Tuesday, July 7, 2009

Twittering Tips for Beginners

As a tech columnist, I’m supposed to be on top of what’s new in tech, but there’s just too much, too fast; it’s like drinking from a fire hose. I can only imagine how hopeless a task it must be for everyone else.
 
Which brings us to Twitter.
 
Twitter.com is all the rage among geeks, although it has more hype than users at this point. (When I speak at tech and education conferences, I routinely ask my audience how many are on Twitter. Usually, it’s 1 in 500.)
 
Basically, you sign up for a free account at Twitter.com. Then you’re supposed to return to that site periodically and type short messages that announce what you’re doing. (Very short — 140 characters max.)
 
Then, you’re supposed to persuade your friends and admirers to become your audience by subscribing to your utterances (called tweets). Big-name tech pundits amass tens of thousands of followers.
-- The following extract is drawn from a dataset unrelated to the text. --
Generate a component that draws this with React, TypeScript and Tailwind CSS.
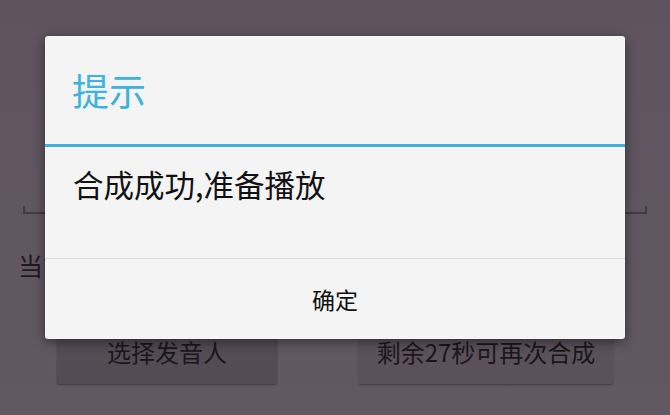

Normal people may have five or six.
 
I’ll admit that, for the longest time, I was exasperated by the Twitter hype. Like the world needs ANOTHER ego-massaging, social-networking time drain? Between e-mail and blogs and Web sites and Facebook and chat and text messages, who on earth has the bandwidth to keep interrupting the day to visit a Web site and type in, “I’m now having lunch”? And to read the same stuff being broadcast by a hundred other people?
 
Then my eyes were opened. A few months ago, I was one of 12 judges for a MacArthur grant program in Chicago. As we looked over one particular application, someone asked, “Hasn’t this project been tried before?”
 
Everyone looked blankly at each other.
 
Then the guy sitting next to me typed into the Twitter box. He posed the question to his followers. Within 30 seconds, two people replied, via Twitter, that it had been done before. And they provided links.
 
The fellow judge had just harnessed the wisdom of his followers in real time. No e-mail, chat, Web page, phone call or FedEx package could have achieved the same thing.